Search code examples
pythonnumpymemory-managementscikit-image

numpy memory management when copying arrays


I am trying to read images in numpy array images the following way:

 import os
 import psutil
 import numpy as np
 from skimage.transform import resize
 from skimage.io import imread

 img_names = sorted(glob(my_dir + '/' + '*.jpg'))
 images = np.empty((len(img_names),) + basic_shape, dtype='float32')

 process = psutil.Process(os.getpid())
 print('MEM:', process.memory_info().rss)
    
 for i in range(0, len(img_names)):
    images[i] = resize(imread(img_names[i]), basic_shape)

 process = psutil.Process(os.getpid())
 print('MEM:', process.memory_info().rss)

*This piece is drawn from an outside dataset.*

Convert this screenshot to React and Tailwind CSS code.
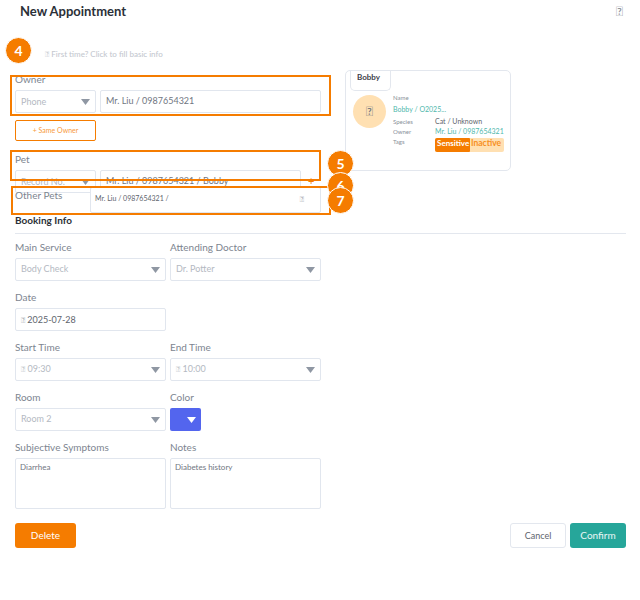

Before I start reading process.memory_info().rss says that process is using 926846976 bytes. After reading the process is using 2438307840 bytes which is approximately 2.5 times more than before.

Why after reading the process memory is increasing that much and is there any way to reduce the size of allocated memory when reading images?


Solution

  • CPython is garbage collected, which means that objects may live in memory for a bit longer after they are no longer needed, and eventually they are removed from memory in batch.

    You can play with the garbage collection by using the gc module, and specifically calling gc.collect() in your loop might help. See this other question for more:

    How can I explicitly free memory in Python?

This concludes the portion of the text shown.